Task description: Drop the pictures, then extract the listing word for word.

Data excerpts:
┄┄┄┄┄┄
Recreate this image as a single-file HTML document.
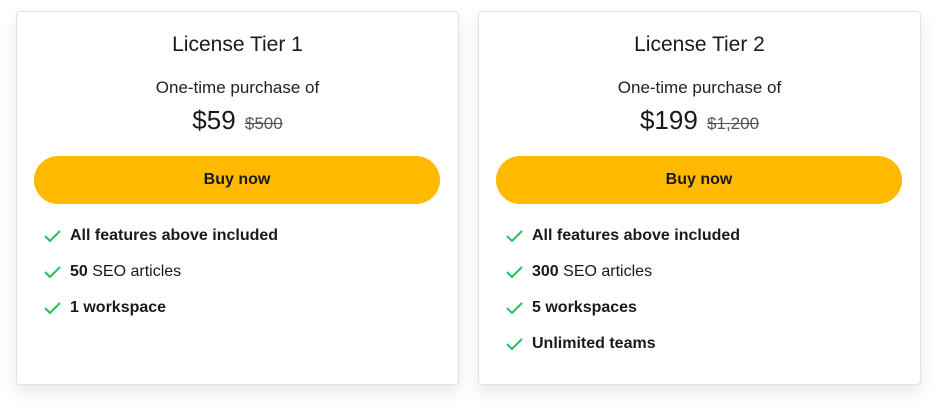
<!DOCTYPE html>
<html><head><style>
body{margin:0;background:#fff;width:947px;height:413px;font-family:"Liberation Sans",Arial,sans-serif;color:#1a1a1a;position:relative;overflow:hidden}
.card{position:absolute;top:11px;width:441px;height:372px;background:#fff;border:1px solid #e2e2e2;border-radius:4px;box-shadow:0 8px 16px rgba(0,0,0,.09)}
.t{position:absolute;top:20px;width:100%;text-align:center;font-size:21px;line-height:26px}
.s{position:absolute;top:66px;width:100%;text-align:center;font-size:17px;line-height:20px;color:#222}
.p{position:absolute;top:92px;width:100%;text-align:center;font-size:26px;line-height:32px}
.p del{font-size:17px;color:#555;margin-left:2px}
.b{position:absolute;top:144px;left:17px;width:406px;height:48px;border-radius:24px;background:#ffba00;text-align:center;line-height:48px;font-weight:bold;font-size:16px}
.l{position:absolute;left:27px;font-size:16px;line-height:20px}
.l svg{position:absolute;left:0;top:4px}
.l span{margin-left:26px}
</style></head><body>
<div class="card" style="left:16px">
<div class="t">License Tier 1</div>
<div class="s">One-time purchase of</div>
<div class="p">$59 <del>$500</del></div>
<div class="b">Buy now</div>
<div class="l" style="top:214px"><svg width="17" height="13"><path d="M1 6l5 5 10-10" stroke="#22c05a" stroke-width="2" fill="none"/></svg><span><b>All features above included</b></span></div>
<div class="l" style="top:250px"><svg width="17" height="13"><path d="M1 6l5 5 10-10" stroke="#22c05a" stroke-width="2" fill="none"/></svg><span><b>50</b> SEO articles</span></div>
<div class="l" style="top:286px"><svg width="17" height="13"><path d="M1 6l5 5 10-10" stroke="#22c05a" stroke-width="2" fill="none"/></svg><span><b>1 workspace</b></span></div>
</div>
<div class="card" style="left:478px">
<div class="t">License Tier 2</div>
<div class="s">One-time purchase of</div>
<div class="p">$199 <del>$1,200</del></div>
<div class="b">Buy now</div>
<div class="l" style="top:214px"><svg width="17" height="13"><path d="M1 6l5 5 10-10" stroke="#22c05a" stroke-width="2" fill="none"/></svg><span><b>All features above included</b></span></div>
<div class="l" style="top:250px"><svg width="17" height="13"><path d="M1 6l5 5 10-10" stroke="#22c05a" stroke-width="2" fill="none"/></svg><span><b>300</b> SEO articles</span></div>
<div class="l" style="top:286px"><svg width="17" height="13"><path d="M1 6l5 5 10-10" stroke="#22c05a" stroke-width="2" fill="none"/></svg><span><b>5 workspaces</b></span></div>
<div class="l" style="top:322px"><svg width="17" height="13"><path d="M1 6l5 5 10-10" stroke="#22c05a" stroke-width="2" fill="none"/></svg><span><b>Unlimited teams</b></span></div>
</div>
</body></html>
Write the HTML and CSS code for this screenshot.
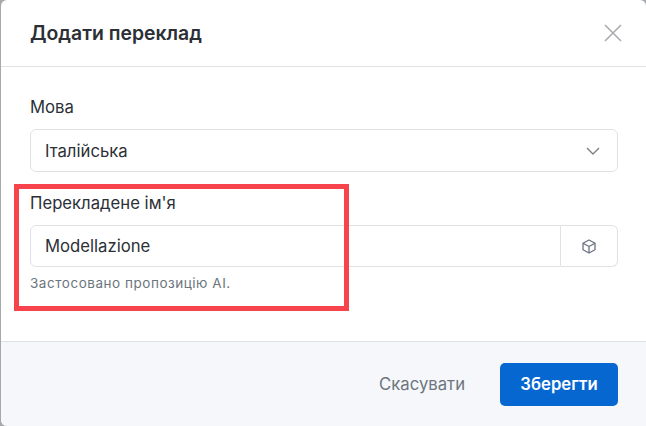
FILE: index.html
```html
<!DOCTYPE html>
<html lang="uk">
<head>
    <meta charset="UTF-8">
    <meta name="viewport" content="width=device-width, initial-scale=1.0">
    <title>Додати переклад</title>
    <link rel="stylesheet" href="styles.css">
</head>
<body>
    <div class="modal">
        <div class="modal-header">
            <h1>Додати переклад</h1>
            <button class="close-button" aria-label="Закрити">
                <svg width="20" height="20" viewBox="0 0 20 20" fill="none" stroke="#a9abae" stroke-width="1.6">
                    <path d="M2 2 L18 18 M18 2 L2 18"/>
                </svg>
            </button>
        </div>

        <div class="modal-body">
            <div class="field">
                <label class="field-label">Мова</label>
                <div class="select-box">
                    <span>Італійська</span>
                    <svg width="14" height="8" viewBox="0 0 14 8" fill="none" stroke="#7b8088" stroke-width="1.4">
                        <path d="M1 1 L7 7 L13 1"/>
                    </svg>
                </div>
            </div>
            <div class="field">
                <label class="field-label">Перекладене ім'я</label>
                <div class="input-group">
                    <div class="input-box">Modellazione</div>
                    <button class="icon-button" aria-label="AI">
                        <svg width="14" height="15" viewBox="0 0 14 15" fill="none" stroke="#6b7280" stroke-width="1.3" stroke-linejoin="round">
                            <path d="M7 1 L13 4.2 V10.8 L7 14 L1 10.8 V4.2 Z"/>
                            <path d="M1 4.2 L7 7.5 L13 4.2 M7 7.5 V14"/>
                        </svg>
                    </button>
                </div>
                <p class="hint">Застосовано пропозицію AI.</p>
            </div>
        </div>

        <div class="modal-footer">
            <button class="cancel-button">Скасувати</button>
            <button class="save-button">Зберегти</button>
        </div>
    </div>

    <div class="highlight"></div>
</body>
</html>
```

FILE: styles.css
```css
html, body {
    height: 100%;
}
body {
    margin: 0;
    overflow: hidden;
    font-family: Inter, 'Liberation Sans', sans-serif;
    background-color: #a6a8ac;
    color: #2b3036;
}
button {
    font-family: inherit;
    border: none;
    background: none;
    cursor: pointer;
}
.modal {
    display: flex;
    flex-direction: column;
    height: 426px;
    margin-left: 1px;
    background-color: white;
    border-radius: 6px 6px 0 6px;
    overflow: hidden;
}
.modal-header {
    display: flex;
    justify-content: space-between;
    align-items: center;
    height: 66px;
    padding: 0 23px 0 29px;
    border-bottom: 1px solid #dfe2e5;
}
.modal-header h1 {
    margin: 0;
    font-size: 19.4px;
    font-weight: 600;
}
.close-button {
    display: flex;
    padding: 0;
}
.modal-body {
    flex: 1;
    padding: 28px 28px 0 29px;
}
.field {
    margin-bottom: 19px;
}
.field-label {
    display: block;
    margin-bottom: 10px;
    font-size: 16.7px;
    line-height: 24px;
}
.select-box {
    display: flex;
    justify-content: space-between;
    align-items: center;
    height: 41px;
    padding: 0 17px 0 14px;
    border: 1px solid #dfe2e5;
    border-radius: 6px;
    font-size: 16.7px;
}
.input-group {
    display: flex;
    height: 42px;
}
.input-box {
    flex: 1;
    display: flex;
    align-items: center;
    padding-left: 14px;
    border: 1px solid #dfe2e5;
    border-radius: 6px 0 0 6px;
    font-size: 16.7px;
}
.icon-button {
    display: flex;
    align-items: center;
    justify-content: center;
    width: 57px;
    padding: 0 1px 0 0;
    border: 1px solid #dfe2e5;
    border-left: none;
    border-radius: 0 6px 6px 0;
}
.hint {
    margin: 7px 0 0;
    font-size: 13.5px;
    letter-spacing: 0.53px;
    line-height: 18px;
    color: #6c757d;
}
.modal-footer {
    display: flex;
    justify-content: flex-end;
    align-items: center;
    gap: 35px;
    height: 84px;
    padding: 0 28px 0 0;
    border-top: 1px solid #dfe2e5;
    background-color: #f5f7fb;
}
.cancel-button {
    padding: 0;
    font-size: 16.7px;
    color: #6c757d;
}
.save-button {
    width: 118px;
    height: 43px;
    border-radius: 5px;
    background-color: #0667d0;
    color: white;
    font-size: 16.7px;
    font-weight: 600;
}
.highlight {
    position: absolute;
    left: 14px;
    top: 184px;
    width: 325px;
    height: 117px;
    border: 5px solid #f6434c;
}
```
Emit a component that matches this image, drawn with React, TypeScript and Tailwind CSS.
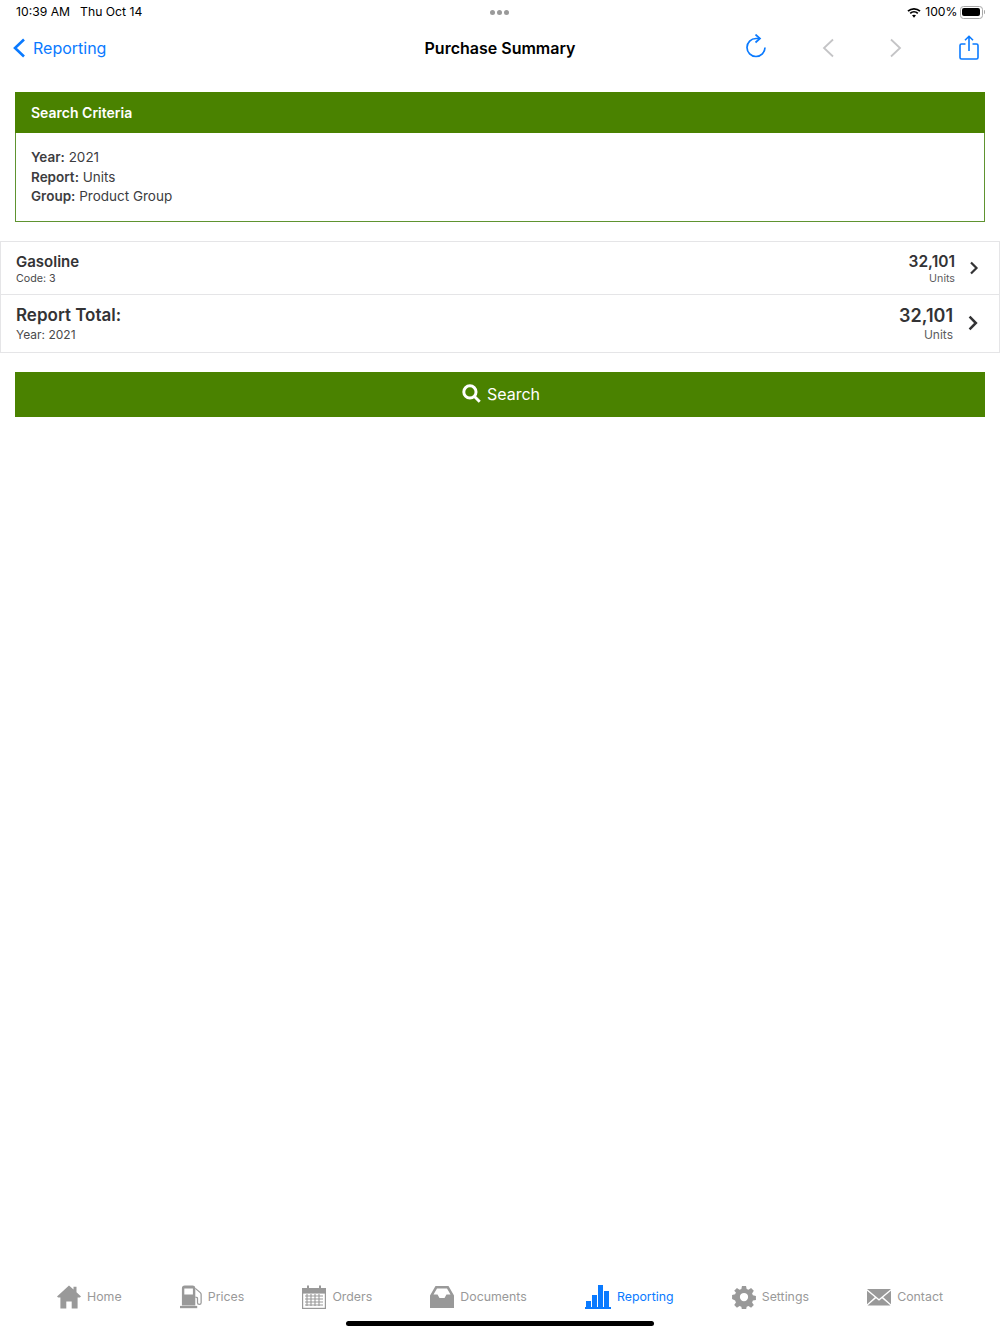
┄┄┄┄┄┄
Expected answer:
Recreate this image as a single-file HTML document.
<!DOCTYPE html>
<html><head><style>
body{margin:0;background:#fff;width:947px;height:413px;font-family:"Liberation Sans",Arial,sans-serif;color:#1a1a1a;position:relative;overflow:hidden}
.card{position:absolute;top:11px;width:441px;height:372px;background:#fff;border:1px solid #e2e2e2;border-radius:4px;box-shadow:0 8px 16px rgba(0,0,0,.09)}
.t{position:absolute;top:20px;width:100%;text-align:center;font-size:21px;line-height:26px}
.s{position:absolute;top:66px;width:100%;text-align:center;font-size:17px;line-height:20px;color:#222}
.p{position:absolute;top:92px;width:100%;text-align:center;font-size:26px;line-height:32px}
.p del{font-size:17px;color:#555;margin-left:2px}
.b{position:absolute;top:144px;left:17px;width:406px;height:48px;border-radius:24px;background:#ffba00;text-align:center;line-height:48px;font-weight:bold;font-size:16px}
.l{position:absolute;left:27px;font-size:16px;line-height:20px}
.l svg{position:absolute;left:0;top:4px}
.l span{margin-left:26px}
</style></head><body>
<div class="card" style="left:16px">
<div class="t">License Tier 1</div>
<div class="s">One-time purchase of</div>
<div class="p">$59 <del>$500</del></div>
<div class="b">Buy now</div>
<div class="l" style="top:214px"><svg width="17" height="13"><path d="M1 6l5 5 10-10" stroke="#22c05a" stroke-width="2" fill="none"/></svg><span><b>All features above included</b></span></div>
<div class="l" style="top:250px"><svg width="17" height="13"><path d="M1 6l5 5 10-10" stroke="#22c05a" stroke-width="2" fill="none"/></svg><span><b>50</b> SEO articles</span></div>
<div class="l" style="top:286px"><svg width="17" height="13"><path d="M1 6l5 5 10-10" stroke="#22c05a" stroke-width="2" fill="none"/></svg><span><b>1 workspace</b></span></div>
</div>
<div class="card" style="left:478px">
<div class="t">License Tier 2</div>
<div class="s">One-time purchase of</div>
<div class="p">$199 <del>$1,200</del></div>
<div class="b">Buy now</div>
<div class="l" style="top:214px"><svg width="17" height="13"><path d="M1 6l5 5 10-10" stroke="#22c05a" stroke-width="2" fill="none"/></svg><span><b>All features above included</b></span></div>
<div class="l" style="top:250px"><svg width="17" height="13"><path d="M1 6l5 5 10-10" stroke="#22c05a" stroke-width="2" fill="none"/></svg><span><b>300</b> SEO articles</span></div>
<div class="l" style="top:286px"><svg width="17" height="13"><path d="M1 6l5 5 10-10" stroke="#22c05a" stroke-width="2" fill="none"/></svg><span><b>5 workspaces</b></span></div>
<div class="l" style="top:322px"><svg width="17" height="13"><path d="M1 6l5 5 10-10" stroke="#22c05a" stroke-width="2" fill="none"/></svg><span><b>Unlimited teams</b></span></div>
</div>
</body></html>
Write the HTML and CSS code for this screenshot.
FILE: index.html
```html
<!DOCTYPE html>
<html lang="uk">
<head>
    <meta charset="UTF-8">
    <meta name="viewport" content="width=device-width, initial-scale=1.0">
    <title>Додати переклад</title>
    <link rel="stylesheet" href="styles.css">
</head>
<body>
    <div class="modal">
        <div class="modal-header">
            <h1>Додати переклад</h1>
            <button class="close-button" aria-label="Закрити">
                <svg width="20" height="20" viewBox="0 0 20 20" fill="none" stroke="#a9abae" stroke-width="1.6">
                    <path d="M2 2 L18 18 M18 2 L2 18"/>
                </svg>
            </button>
        </div>

        <div class="modal-body">
            <div class="field">
                <label class="field-label">Мова</label>
                <div class="select-box">
                    <span>Італійська</span>
                    <svg width="14" height="8" viewBox="0 0 14 8" fill="none" stroke="#7b8088" stroke-width="1.4">
                        <path d="M1 1 L7 7 L13 1"/>
                    </svg>
                </div>
            </div>
            <div class="field">
                <label class="field-label">Перекладене ім'я</label>
                <div class="input-group">
                    <div class="input-box">Modellazione</div>
                    <button class="icon-button" aria-label="AI">
                        <svg width="14" height="15" viewBox="0 0 14 15" fill="none" stroke="#6b7280" stroke-width="1.3" stroke-linejoin="round">
                            <path d="M7 1 L13 4.2 V10.8 L7 14 L1 10.8 V4.2 Z"/>
                            <path d="M1 4.2 L7 7.5 L13 4.2 M7 7.5 V14"/>
                        </svg>
                    </button>
                </div>
                <p class="hint">Застосовано пропозицію AI.</p>
            </div>
        </div>

        <div class="modal-footer">
            <button class="cancel-button">Скасувати</button>
            <button class="save-button">Зберегти</button>
        </div>
    </div>

    <div class="highlight"></div>
</body>
</html>
```

FILE: styles.css
```css
html, body {
    height: 100%;
}
body {
    margin: 0;
    overflow: hidden;
    font-family: Inter, 'Liberation Sans', sans-serif;
    background-color: #a6a8ac;
    color: #2b3036;
}
button {
    font-family: inherit;
    border: none;
    background: none;
    cursor: pointer;
}
.modal {
    display: flex;
    flex-direction: column;
    height: 426px;
    margin-left: 1px;
    background-color: white;
    border-radius: 6px 6px 0 6px;
    overflow: hidden;
}
.modal-header {
    display: flex;
    justify-content: space-between;
    align-items: center;
    height: 66px;
    padding: 0 23px 0 29px;
    border-bottom: 1px solid #dfe2e5;
}
.modal-header h1 {
    margin: 0;
    font-size: 19.4px;
    font-weight: 600;
}
.close-button {
    display: flex;
    padding: 0;
}
.modal-body {
    flex: 1;
    padding: 28px 28px 0 29px;
}
.field {
    margin-bottom: 19px;
}
.field-label {
    display: block;
    margin-bottom: 10px;
    font-size: 16.7px;
    line-height: 24px;
}
.select-box {
    display: flex;
    justify-content: space-between;
    align-items: center;
    height: 41px;
    padding: 0 17px 0 14px;
    border: 1px solid #dfe2e5;
    border-radius: 6px;
    font-size: 16.7px;
}
.input-group {
    display: flex;
    height: 42px;
}
.input-box {
    flex: 1;
    display: flex;
    align-items: center;
    padding-left: 14px;
    border: 1px solid #dfe2e5;
    border-radius: 6px 0 0 6px;
    font-size: 16.7px;
}
.icon-button {
    display: flex;
    align-items: center;
    justify-content: center;
    width: 57px;
    padding: 0 1px 0 0;
    border: 1px solid #dfe2e5;
    border-left: none;
    border-radius: 0 6px 6px 0;
}
.hint {
    margin: 7px 0 0;
    font-size: 13.5px;
    letter-spacing: 0.53px;
    line-height: 18px;
    color: #6c757d;
}
.modal-footer {
    display: flex;
    justify-content: flex-end;
    align-items: center;
    gap: 35px;
    height: 84px;
    padding: 0 28px 0 0;
    border-top: 1px solid #dfe2e5;
    background-color: #f5f7fb;
}
.cancel-button {
    padding: 0;
    font-size: 16.7px;
    color: #6c757d;
}
.save-button {
    width: 118px;
    height: 43px;
    border-radius: 5px;
    background-color: #0667d0;
    color: white;
    font-size: 16.7px;
    font-weight: 600;
}
.highlight {
    position: absolute;
    left: 14px;
    top: 184px;
    width: 325px;
    height: 117px;
    border: 5px solid #f6434c;
}
```
Emit a component that matches this image, drawn with React, TypeScript and Tailwind CSS.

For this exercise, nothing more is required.